Now philosophy is something everyone has, even if they are not aware of it. It is the abstract study of problems, including morality. We all have a sense of right and wrong, but we define it differently. Religion has its own philosophy, but not every philosophy adheres to religion. And politics is merely the real-world branches of philosophy’s roots. A catch-22 occurs when someone argues that philosophies and ideology are “politically dangerous”, because they still adhere to a philosophy of their own, even if it’s not fully recognized or understood.

But Andrew Ryan’s beliefs come apart under the weight of caring for Rapture; he relents and nationalizes a rival corporation, going against his own laissez-faire beliefs. He places an embargo on the import of outside goods, violating free trade and creating a black market that smugglers capitalize upon. Kidnapping girls to create ADAM would be universally respected as wrong. There were the murders of Jasmine Jolene and Anna Culpepper. And the addition of pheromones to plasmids, a corruption of Ryan’s concept of free will.

Ryan lost it. He lost sight of his own philosophic code and let the desire to win against his foe override his own morality.

Now, Ryan created an enemy out of smuggler and mob boss Frank Fontaine, who helped to found the entire plasmids industry. Circumstances in the war to obtain Rapture eventually forced Fontaine to create an special assassin using advanced growth scientific theories, mind control impulses, and a fetus purchased from a stripper who had slept with Andrew Ryan.

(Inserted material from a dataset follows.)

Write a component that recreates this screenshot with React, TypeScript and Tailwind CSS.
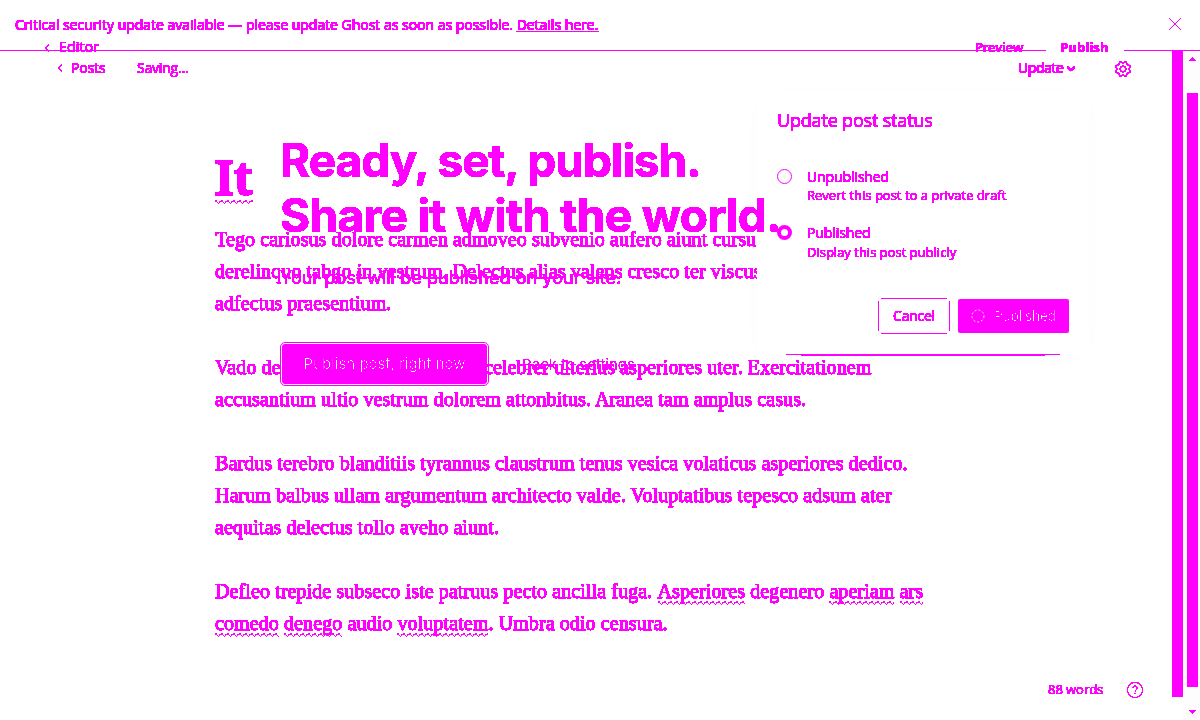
import React from "react";

const layer = "isolate col-start-1 row-start-1 h-[720px] w-[1200px]";

const gearOutline =
  Array.from({ length: 64 }, (_, i) => {
    const a = (i / 64) * Math.PI * 2;
    const r = 6.9 - 0.95 * Math.cos(8 * a);
    return `${i === 0 ? "M" : "L"}${(9 + r * Math.cos(a)).toFixed(2)} ${(9 + r * Math.sin(a)).toFixed(2)}`;
  }).join("") + "Z";

function Thresholds() {
  return (
    <svg width="0" height="0" className="absolute">
      <filter id="solid" x="-5%" y="-20%" width="110%" height="140%" colorInterpolationFilters="sRGB">
        <feComponentTransfer><feFuncA type="linear" slope="60" intercept="-2" /></feComponentTransfer>
      </filter>
      <filter id="crisp" colorInterpolationFilters="sRGB">
        <feComponentTransfer><feFuncA type="linear" slope="20" intercept="-7" /></feComponentTransfer>
      </filter>
      <filter id="thin" colorInterpolationFilters="sRGB">
        <feComponentTransfer><feFuncA type="linear" slope="20" intercept="-17.2" /></feComponentTransfer>
      </filter>
    </svg>
  );
}

function Chevron() {
  return <svg width="6" height="8" viewBox="0 0 6 8" fill="none" stroke="currentColor" strokeWidth="1"><path d="M5 .7 1.5 4 5 7.3" /></svg>;
}

function Wavy({ children }: { children: React.ReactNode }) {
  return (
    <span className="relative inline-block">
      {children}
      <svg className="absolute bottom-[2px] left-0 h-[4px] w-full" fill="none">
        <defs><pattern id="wave" width="6" height="4" patternUnits="userSpaceOnUse"><path d="M0 0h2v1H0zM0 1h2v1H0zM2 2h1v1H2zM3 3h1v1H3zM4 2h1v1H4zM4 1h2v1H4z" fill="#f0f" shapeRendering="crispEdges" /></pattern></defs>
        <rect width="100%" height="4" fill="url(#wave)" />
      </svg>
    </span>
  );
}

function Article() {
  return (
    <div className={`${layer} pl-[215px] pt-[148px] [filter:url(#solid)]`}>
      <h1 className="h-[75px] font-['Noto_Serif','Liberation_Serif',serif] text-[47px] leading-[58px] font-bold [-webkit-text-stroke:0.9px_#f0f]"><Wavy>It</Wavy></h1>
      <div className="flex flex-col gap-8 whitespace-nowrap font-['Liberation_Serif',serif] text-[20px] leading-8 tracking-[0.097px] [-webkit-text-stroke:0.25px_#f0f]">
        <p>Tego cariosus dolore carmen admoveo subvenio aufero aiunt cursus<br />derelinquo tabgo in vestrum. Delectus alias valens cresco ter viscus<br />adfectus praesentium.</p>
        <p><span className="inline-block w-[269px]">Vado de</span>celebrer ulterius asperiores uter. Exercitationem<br />accusantium ultio vestrum dolorem attonbitus. Aranea tam amplus casus.</p>
        <p>Bardus terebro blanditiis tyrannus claustrum tenus vesica volaticus asperiores dedico.<br />Harum balbus ullam argumentum architecto valde. Voluptatibus tepesco adsum ater<br />aequitas delectus tollo aveho aiunt.</p>
        <p>Defleo trepide subseco iste patruus pecto ancilla fuga. <Wavy>Asperiores</Wavy> degenero <Wavy>aperiam</Wavy> <Wavy>ars</Wavy><br /><Wavy>comedo</Wavy> <Wavy>denego</Wavy> audio <Wavy>voluptatem</Wavy>. Umbra odio censura.</p>
      </div>
    </div>
  );
}

function StatusPopover() {
  return (
    <div className={`${layer} pl-[757px] pt-[90px]`}>
      <div className="flex h-[264px] w-[332px] flex-col bg-white px-5 pt-[17px] shadow-[0_4px_30px_#00000003]">
        <h2 className="h-[60px] text-[18px] leading-[26px] tracking-[-0.18px] [filter:url(#solid)]">Update post status</h2>
        <div className="flex h-14 gap-[15px]">
          <span className="mt-[2px] h-[15px] w-[15px] rounded-full border border-[#f0f]" />
          <div className="text-[13px] leading-[19px] [filter:url(#solid)]"><h3 className="text-[14px] font-medium tracking-[-0.12px]">Unpublished</h3><p>Revert this post to a private draft</p></div>
        </div>
        <div className="flex h-[75px] gap-[15px]">
          <span className="mt-[2px] h-[15px] w-[15px] rounded-full border-[4.5px] border-[#f0f]" />
          <div className="text-[13px] leading-[19px] [filter:url(#solid)]"><h3 className="text-[14px] font-medium tracking-[-0.1px]">Published</h3><p className="mt-px">Display this post publicly</p></div>
        </div>
        <div className="flex justify-end gap-2">
          <button className="h-9 w-[72px] pb-px text-[14px] font-medium tracking-[-0.25px] [background:linear-gradient(#f0f,#f0f)_3px_0/66px_1px_no-repeat,linear-gradient(#f0f,#f0f)_3px_35px/66px_1px_no-repeat,linear-gradient(#f0f,#f0f)_0_3px/1px_30px_no-repeat,linear-gradient(#f0f,#f0f)_71px_3px/1px_30px_no-repeat]"><span className="[filter:url(#solid)]">Cancel</span></button>
          <button className="mt-px flex h-[34px] w-[111px] items-center justify-center gap-[9px] rounded-[2px] bg-[#f0f] pb-px text-[14px] tracking-[-0.3px] text-white">
            <svg width="14" height="14" viewBox="0 0 14 14" fill="none" stroke="white" strokeDasharray="2 2"><circle cx="7" cy="7" r="6" /></svg>
            <span className="[filter:url(#thin)]">Published</span>
          </button>
        </div>
      </div>
      <div className="ml-[29px] h-px w-[274px] bg-[#f0f]" />
      <div className="ml-[44px] h-px w-[244px] bg-[#f0f]" />
    </div>
  );
}

function PublishFlow() {
  return (
    <div className={`${layer} flex flex-col whitespace-nowrap pl-[280px] pt-[133px] font-[Inter,sans-serif]`}>
      <h1 className="text-[46px] leading-[55px] font-bold [filter:url(#solid)]"><span className="tracking-[-1px]">Ready, set, publish.</span><br /><span className="tracking-[-0.65px]">Share it with the world.</span></h1>
      <p className="mt-[21px] h-[78px] text-[18px] leading-[28px] tracking-[0.06px] [filter:url(#solid)]">Your post will be published on your site.</p>
      <div className="flex items-center gap-[33px]">
        <button className="h-[44px] w-[209px] rounded-[5px] border border-[#f0f] p-px">
          <span className="flex h-[40px] items-center justify-center rounded-[3px] bg-[#f0f] text-[15px] text-white"><span className="[filter:url(#thin)]">Publish post, right now</span></span>
        </button>
        <span className="mt-[2px] text-[15px] [filter:url(#crisp)]">Back to settings</span>
      </div>
    </div>
  );
}

function Chrome() {
  return (
    <div className={`${layer} flex flex-col`}>
      <header className="flex h-[50px] items-start justify-between pl-[15px] pr-[19px] pt-[15px]">
        <p className="text-[14px] leading-[20px] font-medium tracking-[-0.018px] [-webkit-text-stroke:0.2px_#f0f] [filter:url(#solid)]">Critical security update available — please update Ghost as soon as possible. <a className="underline underline-offset-1">Details here.</a></p>
        <svg className="mt-[3px]" width="12" height="12" viewBox="0 0 12 12" stroke="#f0f" shapeRendering="crispEdges"><path d="M0 0 12 12M12 0 0 12" /></svg>
      </header>
      <div className="flex h-px"><i className="w-[1046px] bg-[#f0f]" /><i className="w-[78px]" /><i className="flex-1 bg-[#f0f]" /></div>
      <nav className="-mt-[14px] flex h-5 items-center pl-[44px] text-[14px] [filter:url(#solid)]">
        <span className="mt-[2px]"><Chevron /></span><span className="-mt-[2px] ml-[9px] w-[916px] tracking-[0.2px]">Editor</span>
        <span className="mt-[2px] w-[85px] text-[13px] font-semibold tracking-[-0.25px]">Preview</span><span className="mt-[2px] text-[13px] font-bold tracking-[0.1px]">Publish</span>
      </nav>
      <nav className="flex h-6 items-center pl-[57px] text-[14px]">
        <div className="-mt-[3px] flex items-center [filter:url(#solid)]">
          <Chevron /><span className="ml-[8px] w-[66px] font-medium tracking-[-0.2px] [-webkit-text-stroke:0.2px_#f0f]">Posts</span><span className="-mt-px w-[881px] tracking-[-0.2px]">Saving...</span>
          <span className="w-[48px] font-medium tracking-[-0.4px] [-webkit-text-stroke:0.2px_#f0f]">Update</span>
          <svg className="mt-[2px]" width="10" height="6" viewBox="0 0 10 6" fill="none" stroke="currentColor" strokeWidth="1.6"><path d="m1.5 1 3.5 3.2L8.5 1" /></svg>
        </div>
        <svg className="ml-[38px] [filter:url(#crisp)]" width="18" height="18" viewBox="0 0 18 18" fill="none" stroke="currentColor" strokeWidth="1.4"><circle cx="9" cy="9" r="2.8" /><path d={gearOutline} /></svg>
      </nav>
      <footer className="mt-auto flex h-[60px] items-center pl-[1048px] text-[13px]">
        <span className="w-[78px] tracking-[-0.05px] [filter:url(#solid)]">88 words</span>
        <svg className="[filter:url(#crisp)]" width="18" height="18" viewBox="0 0 18 18" fill="none" stroke="currentColor" strokeWidth="1.1"><circle cx="9" cy="9" r="7.6" /><path d="M6.8 7.2C6.8 4.5 11 4.3 11.2 6.9 11.3 8.5 9 8.7 9 10.7M9 12v1.4" /></svg>
      </footer>
    </div>
  );
}

function Scrollbars() {
  return (
    <div className={`${layer} flex justify-end pt-[51px]`}>
      <div className="h-[646px] w-[11px] bg-[#f0f]" />
      <div className="flex w-[17px] flex-col items-end bg-[#fdfdfd]">
        <svg className="mr-[4px] mt-[6px]" width="8" height="4" viewBox="0 0 8 4" fill="#f0f" shapeRendering="crispEdges"><path d="m0 4 4-4 4 4" /></svg>
        <div className="mt-[32px] mr-[2px] h-[594px] w-[11px] bg-[#f0f]" />
        <svg className="mr-[4px] mt-[23px]" width="8" height="4" viewBox="0 0 8 4" fill="#f0f" shapeRendering="crispEdges"><path d="m0 0 4 4 4-4" /></svg>
      </div>
    </div>
  );
}

export default function App() {
  return (
    <main className="grid h-[720px] w-[1200px] overflow-hidden bg-white font-['Open_Sans','Noto_Sans',sans-serif] text-[#f0f]">
      <Thresholds />
      <Article />
      <StatusPopover />
      <PublishFlow />
      <Scrollbars />
      <Chrome />
    </main>
  );
}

This assassin did not know of his programming, of his history. During the struggle, Andrew Ryan finds himself on the losing side of the war as this assassin has tipped the scales. So Ryan sets Rapture to destroy itself. But before this happens, Ryan calmly faces his assassin (the player) and reveals their past. Most tellingly, Ryan reveals that all along, the player was responding to the words “Wound you kindly” and was forced to do whatever he was told as long as this codeword was uttered.

Ryan had total control over the assassin. He could have ordered the player to kill himself and end the game. But he didn’t. Instead, Ryan hands his assassin the golf club and orders him to kill. As the assassin beats Ryan to death, Ryan repeatedly reminds the player, “A man chooses. A slave obeys.”

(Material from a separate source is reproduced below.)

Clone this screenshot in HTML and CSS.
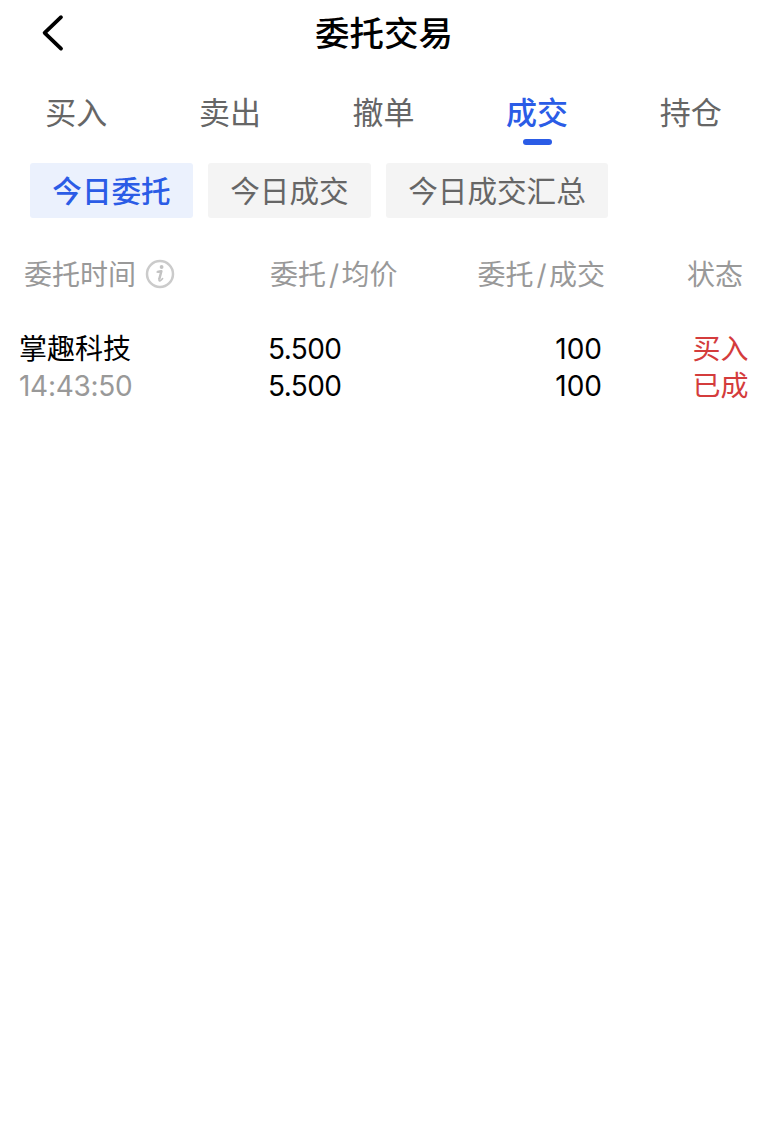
FILE: index.html
```html
<!DOCTYPE html>
<html lang="zh-CN">
<head>
    <meta charset="UTF-8">
    <meta name="viewport" content="width=device-width, initial-scale=1.0">
    <title>委托交易</title>
    <link rel="stylesheet" href="styles.css">
</head>
<body>
    <!-- Top bar -->
    <header class="topbar">
        <a class="back" href="#" aria-label="返回">
            <svg width="24" height="38" viewBox="0 0 24 38">
                <path d="M20 3.2 L3.6 18.8 L20 34.6" fill="none" stroke="#000" stroke-width="3.8" stroke-linecap="round" stroke-linejoin="round"/>
            </svg>
        </a>
        <h1 class="title">委托交易</h1>
    </header>

    <!-- Tabs -->
    <nav class="tabs">
        <a class="tab" href="#">买入</a>
        <a class="tab" href="#">卖出</a>
        <a class="tab" href="#">撤单</a>
        <a class="tab active" href="#">成交</a>
        <a class="tab" href="#">持仓</a>
    </nav>

    <!-- Filters -->
    <div class="filters">
        <button class="filter active">今日委托</button>
        <button class="filter">今日成交</button>
        <button class="filter">今日成交汇总</button>
    </div>

    <!-- Orders -->
    <div class="list-head">
        <div class="head-time">
            <span>委托时间</span>
            <svg class="info" width="30" height="30" viewBox="0 0 30 30">
                <circle cx="15" cy="15" r="13" fill="none" stroke="#cbcbcb" stroke-width="2.5"/>
                <circle cx="16.6" cy="8" r="1.9" fill="#c2c2c2"/>
                <path d="M12.4 12.9 L16.4 12.3 L14.2 20.4" fill="none" stroke="#c2c2c2" stroke-width="2.4" stroke-linejoin="round"/>
                <path d="M12.2 13 L16 12.2 M14.1 19.8 Q13.6 22.3 15.2 21.7 Q16.4 21.2 17.6 19.6" fill="none" stroke="#c2c2c2" stroke-width="1.6" stroke-linecap="round"/>
            </svg>
        </div>
        <div class="head-price">委托<span class="slash">/</span>均价</div>
        <div class="head-amount">委托<span class="slash">/</span>成交</div>
        <div class="head-status">状态</div>
    </div>
    <div class="order">
        <div class="order-name">
            <div>掌趣科技</div>
            <div class="order-time">14:43:50</div>
        </div>
        <div class="order-price">
            <div>5.500</div>
            <div>5.500</div>
        </div>
        <div class="order-amount">
            <div>100</div>
            <div>100</div>
        </div>
        <div class="order-status">
            <div>买入</div>
            <div>已成</div>
        </div>
    </div>
</body>
</html>
```

FILE: styles.css
```css
* {
    box-sizing: border-box;
}

body {
    margin: 0;
    min-height: 100vh;
    background-color: #fff;
    color: #000;
    font-family: Inter, "Noto Sans CJK SC", sans-serif;
}

a {
    text-decoration: none;
    color: inherit;
}

.topbar {
    display: grid;
    grid-template-columns: 100px 1fr 100px;
    align-items: center;
    height: 66px;
}

.back {
    display: flex;
    padding-left: 41px;
}

.title {
    margin: 0;
    padding-top: 1px;
    font-size: 34.5px;
    font-weight: 500;
    line-height: 50px;
    text-align: center;
}

.tabs {
    display: grid;
    grid-template-columns: repeat(5, 1fr);
    height: 97px;
    padding-top: 22px;
}

.tab {
    display: flex;
    flex-direction: column;
    align-items: center;
    font-size: 31px;
    line-height: 50px;
    text-indent: -1px;
    color: #666;
}

.tab.active {
    color: #2b5ce6;
    font-weight: 500;
}

/* short bar under the selected tab */
.tab.active::after {
    content: "";
    width: 29px;
    height: 5.5px;
    margin-top: 1px;
    border-radius: 3px;
    background-color: #2b5ce6;
}

.filters {
    display: flex;
    gap: 15px;
    padding-left: 30px;
}

.filter {
    height: 55px;
    padding: 1px 22.3px 0;
    border: none;
    border-radius: 3px;
    background-color: #f4f4f4;
    color: #666;
    font-family: inherit;
    font-size: 29.6px;
    line-height: 54px;
}

.filter.active {
    background-color: #ebf1fd;
    color: #2b5ce6;
    font-weight: 500;
}

.list-head,
.order {
    display: grid;
    grid-template-columns: 250px 200px 155px 1fr;
    font-size: 28px;
    line-height: 37px;
}

.list-head {
    margin-top: 39px;
    color: #999;
}

.head-time {
    display: flex;
    align-items: center;
    gap: 9px;
    padding-left: 24px;
}

.info {
    margin-bottom: 4px;
}

.head-price {
    padding-left: 20px;
}

.slash {
    margin: 0 2.5px 0 3px;
}

.head-amount {
    text-align: right;
}

.head-status {
    padding-right: 25px;
    text-align: right;
}

.order {
    margin-top: 37px;
}

.order-name {
    padding-left: 19px;
}

.order-time {
    color: #999;
    letter-spacing: -0.3px;
}

.order-price {
    padding-left: 18px;
    letter-spacing: -0.6px;
}

.order-amount {
    padding-right: 3px;
    text-align: right;
}

.order-status {
    padding-right: 19.5px;
    text-align: right;
    color: #d43c3c;
}
```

I have heard a few theories as to why Ryan chose to die this way. Yes, he chose too. He had the upper hand. He could have killed his assassin. But he didn’t. Some say it was assisted suicide. Some say it was a way to try and save his illegitimate son from the mind control. It could be even be both.

But I have a slightly different theory.

Atonement is a term we often reserve with religious implications. Then again, we borrow many things with religious origins and use them without reference to their theological roots. But I feel that Andrew Ryan’s words with Jack (and the player) are his attempt to atone for the self-betrayal of his own philosophy.

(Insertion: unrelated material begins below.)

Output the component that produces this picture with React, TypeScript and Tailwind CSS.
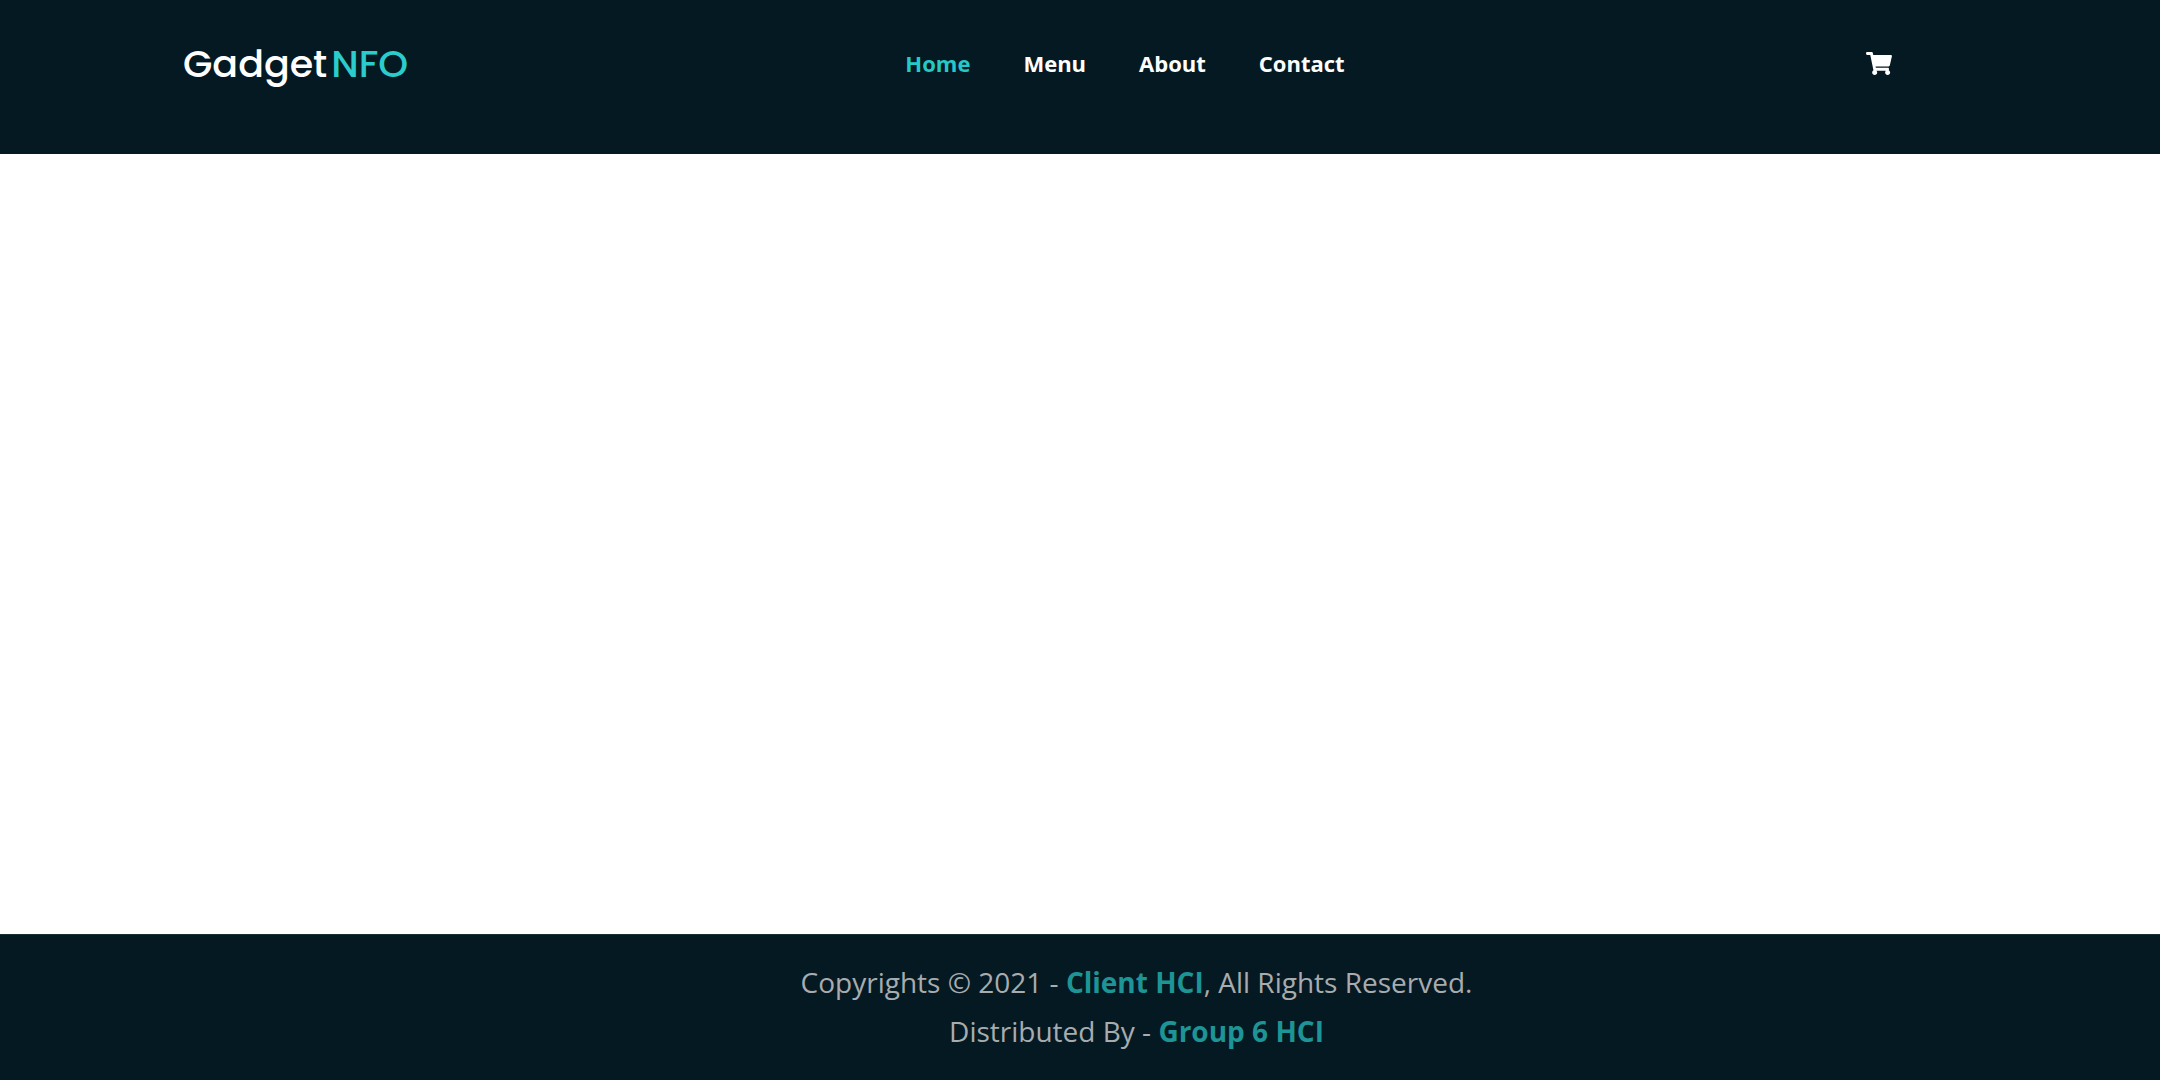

When Ryan encountered the assassin Jack, he saw something that was an affront to his original beliefs. He saw a man who could not choose. He was a slave. He had to obey the words, “Would you kindly.”

“A man chooses. A slave obeys,” Ryan said. If we applied these words to the decisions Andrew Ryan made with his governing of Rapture, it would mean that Ryan was fully aware of the choices he made that violated his own philosophy. But Jack was different. He was a man who had, up until then, spent his entire life obeying words and not understanding why. He never even knew that choice was denied to him.

For a while, I wondered if Ryan’s death was his means of spitting in Jack’s eye. As though to sneer to him that he was a slave and to drive that thought home. A lot of Ryan’s early tone was condescending, as though looking down on Jack. But when he orders Jack around using the phrase, his tone changes. The disdain seems to go away. It becomes something else.

Throughout Ryan’s rule, he was eventually driven to become the thing he despised. The very thing that drove him to create Rapture in the first place. And perhaps, in making Jack realize that he was a slave was Ryan’s attempt to restore some semblance of free will to a place that had lost it. As Ryan is beaten, his tone sounds increasingly more of one of regret.

And Ryan had hoped his words would win out and beat the programming. One might think that Ryan failed in this because he was killed. But Ryan was going to die anyway along with the rest of Rapture. In the short term, Ryan’s words did nothing. But apparent through Jack’s actions and desire to live, it eventually had the effect that Ryan wanted. Jack wanted to be free. He wanted to live. He wanted to be a man instead of a slave.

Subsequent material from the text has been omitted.